### Do this
Output every line of the material exactly, omitting images.

### Raw data
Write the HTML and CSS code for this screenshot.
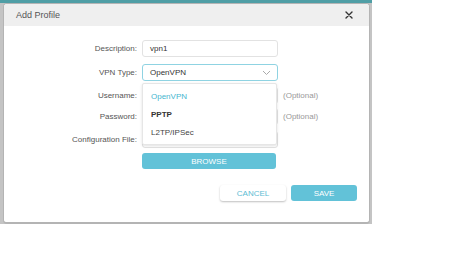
FILE: index.html
```html
<!DOCTYPE html>
<html>
<head>
<meta charset="utf-8">
<link rel="stylesheet" href="styles.css">
</head>
<body>
<div class="frame">
  <div class="dialog">
    <div class="header">
      <span class="title">Add Profile</span>
      <svg class="close" width="8" height="8" viewBox="0 0 8 8"><path d="M1 1L7 7M7 1L1 7" stroke="#333" stroke-width="1.4" stroke-linecap="round"/></svg>
    </div>
    <div class="form">
      <div class="row r-desc">
        <span class="label">Description:</span>
        <div class="input">vpn1</div>
      </div>
      <div class="row r-type">
        <span class="label">VPN Type:</span>
        <div class="input select">OpenVPN
          <svg class="chev" width="9" height="6" viewBox="0 0 9 6"><path d="M1 1L4.5 4.5L8 1" stroke="#aaa" stroke-width="1" fill="none"/></svg>
        </div>
        <div class="menu">
          <div class="opt active">OpenVPN</div>
          <div class="opt strong">PPTP</div>
          <div class="opt">L2TP/IPSec</div>
        </div>
      </div>
      <div class="row r-user">
        <span class="label">Username:</span>
        <div class="input"></div>
        <span class="hint">(Optional)</span>
      </div>
      <div class="row r-pass">
        <span class="label">Password:</span>
        <div class="input"></div>
        <span class="hint">(Optional)</span>
      </div>
      <div class="row r-conf">
        <span class="label">Configuration File:</span>
        <div class="input"></div>
      </div>
      <div class="row r-browse">
        <span class="label"></span>
        <div class="btn browse">BROWSE</div>
      </div>
      <div class="actions">
        <div class="btn cancel">CANCEL</div>
        <div class="btn save">SAVE</div>
      </div>
    </div>
  </div>
</div>
</body>
</html>
```
FILE: styles.css
```css
html, body {
  margin: 0;
  padding: 0;
  background: #fff;
  font-family: "Liberation Sans", Arial, sans-serif;
}
.frame {
  width: 369px;
  height: 221px;
  padding: 3px 0 0 3px;
  background: linear-gradient(to bottom, #4f9ea5 0, #4f9ea5 3px, #c4c4c4 3px);
}
.dialog {
  width: 365px;
  height: 218px;
  background: #fff;
  border: 1px solid #b4b4b4;
  border-bottom-width: 2px;
  border-radius: 4px;
  overflow: hidden;
}
.header {
  height: 22px;
  background: #efefef;
  display: flex;
  align-items: center;
  justify-content: space-between;
  padding: 0 16px 0 12px;
}
.title {
  font-size: 9px;
  color: #555;
}
.form {
  padding-top: 14px;
}
.row {
  display: flex;
  align-items: center;
  height: 17px;
  position: relative;
}
.label {
  width: 133px;
  text-align: right;
  font-size: 8px;
  color: #555;
  flex: none;
}
.input {
  margin-left: 5px;
  height: 15px;
  border: 1px solid #e2e2e2;
  border-radius: 3px;
  font-size: 8px;
  color: #333;
  display: flex;
  align-items: center;
  padding-left: 7px;
  box-sizing: content-box;
  width: 127px;
  flex: none;
}
.select {
  border-color: #8fd3e2;
  position: relative;
}
.chev {
  position: absolute;
  right: 6px;
  top: 5px;
}
.hint {
  margin-left: 5px;
  font-size: 8px;
  color: #999;
}
.r-type { margin-top: 7px; }
.r-user { margin-top: 6px; }
.r-pass { margin-top: 4px; }
.r-conf { margin-top: 6px; }
.r-browse { margin-top: 5px; height: 16px; }
.menu {
  position: absolute;
  left: 138px;
  top: 19px;
  width: 135px;
  height: 62px;
  background: #fff;
  border: 1px solid #e6e6e6;
  border-radius: 2px;
  box-shadow: 0 1px 3px rgba(0,0,0,0.12);
  padding-top: 4px;
  box-sizing: border-box;
  z-index: 2;
}
.opt {
  height: 18px;
  line-height: 18px;
  padding-left: 8px;
  font-size: 8px;
  color: #444;
}
.opt.strong { color: #333; font-weight: bold; }
.opt.active { color: #46b6cf; }
.btn {
  font-size: 8px;
  display: flex;
  align-items: center;
  justify-content: center;
  border-radius: 3px;
  height: 16px;
}
.browse {
  margin-left: 5px;
  width: 134px;
  background: #62c2d8;
  color: #fff;
}
.actions {
  display: flex;
  justify-content: flex-end;
  gap: 5px;
  margin-top: 16px;
  padding-right: 12px;
}
.cancel {
  width: 66px;
  background: #fff;
  color: #5cbcd3;
  box-shadow: 0 1px 2px rgba(0,0,0,0.25);
}
.save {
  width: 66px;
  background: #62c2d8;
  color: #fff;
}
```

### Solution for this problem
Write the HTML and CSS code for this screenshot.
FILE: index.html
```html
<!DOCTYPE html>
<html>
<head>
<meta charset="utf-8">
<link rel="stylesheet" href="styles.css">
</head>
<body>
<div class="frame">
  <div class="dialog">
    <div class="header">
      <span class="title">Add Profile</span>
      <svg class="close" width="8" height="8" viewBox="0 0 8 8"><path d="M1 1L7 7M7 1L1 7" stroke="#333" stroke-width="1.4" stroke-linecap="round"/></svg>
    </div>
    <div class="form">
      <div class="row r-desc">
        <span class="label">Description:</span>
        <div class="input">vpn1</div>
      </div>
      <div class="row r-type">
        <span class="label">VPN Type:</span>
        <div class="input select">OpenVPN
          <svg class="chev" width="9" height="6" viewBox="0 0 9 6"><path d="M1 1L4.5 4.5L8 1" stroke="#aaa" stroke-width="1" fill="none"/></svg>
        </div>
        <div class="menu">
          <div class="opt active">OpenVPN</div>
          <div class="opt strong">PPTP</div>
          <div class="opt">L2TP/IPSec</div>
        </div>
      </div>
      <div class="row r-user">
        <span class="label">Username:</span>
        <div class="input"></div>
        <span class="hint">(Optional)</span>
      </div>
      <div class="row r-pass">
        <span class="label">Password:</span>
        <div class="input"></div>
        <span class="hint">(Optional)</span>
      </div>
      <div class="row r-conf">
        <span class="label">Configuration File:</span>
        <div class="input"></div>
      </div>
      <div class="row r-browse">
        <span class="label"></span>
        <div class="btn browse">BROWSE</div>
      </div>
      <div class="actions">
        <div class="btn cancel">CANCEL</div>
        <div class="btn save">SAVE</div>
      </div>
    </div>
  </div>
</div>
</body>
</html>
```
FILE: styles.css
```css
html, body {
  margin: 0;
  padding: 0;
  background: #fff;
  font-family: "Liberation Sans", Arial, sans-serif;
}
.frame {
  width: 369px;
  height: 221px;
  padding: 3px 0 0 3px;
  background: linear-gradient(to bottom, #4f9ea5 0, #4f9ea5 3px, #c4c4c4 3px);
}
.dialog {
  width: 365px;
  height: 218px;
  background: #fff;
  border: 1px solid #b4b4b4;
  border-bottom-width: 2px;
  border-radius: 4px;
  overflow: hidden;
}
.header {
  height: 22px;
  background: #efefef;
  display: flex;
  align-items: center;
  justify-content: space-between;
  padding: 0 16px 0 12px;
}
.title {
  font-size: 9px;
  color: #555;
}
.form {
  padding-top: 14px;
}
.row {
  display: flex;
  align-items: center;
  height: 17px;
  position: relative;
}
.label {
  width: 133px;
  text-align: right;
  font-size: 8px;
  color: #555;
  flex: none;
}
.input {
  margin-left: 5px;
  height: 15px;
  border: 1px solid #e2e2e2;
  border-radius: 3px;
  font-size: 8px;
  color: #333;
  display: flex;
  align-items: center;
  padding-left: 7px;
  box-sizing: content-box;
  width: 127px;
  flex: none;
}
.select {
  border-color: #8fd3e2;
  position: relative;
}
.chev {
  position: absolute;
  right: 6px;
  top: 5px;
}
.hint {
  margin-left: 5px;
  font-size: 8px;
  color: #999;
}
.r-type { margin-top: 7px; }
.r-user { margin-top: 6px; }
.r-pass { margin-top: 4px; }
.r-conf { margin-top: 6px; }
.r-browse { margin-top: 5px; height: 16px; }
.menu {
  position: absolute;
  left: 138px;
  top: 19px;
  width: 135px;
  height: 62px;
  background: #fff;
  border: 1px solid #e6e6e6;
  border-radius: 2px;
  box-shadow: 0 1px 3px rgba(0,0,0,0.12);
  padding-top: 4px;
  box-sizing: border-box;
  z-index: 2;
}
.opt {
  height: 18px;
  line-height: 18px;
  padding-left: 8px;
  font-size: 8px;
  color: #444;
}
.opt.strong { color: #333; font-weight: bold; }
.opt.active { color: #46b6cf; }
.btn {
  font-size: 8px;
  display: flex;
  align-items: center;
  justify-content: center;
  border-radius: 3px;
  height: 16px;
}
.browse {
  margin-left: 5px;
  width: 134px;
  background: #62c2d8;
  color: #fff;
}
.actions {
  display: flex;
  justify-content: flex-end;
  gap: 5px;
  margin-top: 16px;
  padding-right: 12px;
}
.cancel {
  width: 66px;
  background: #fff;
  color: #5cbcd3;
  box-shadow: 0 1px 2px rgba(0,0,0,0.25);
}
.save {
  width: 66px;
  background: #62c2d8;
  color: #fff;
}
```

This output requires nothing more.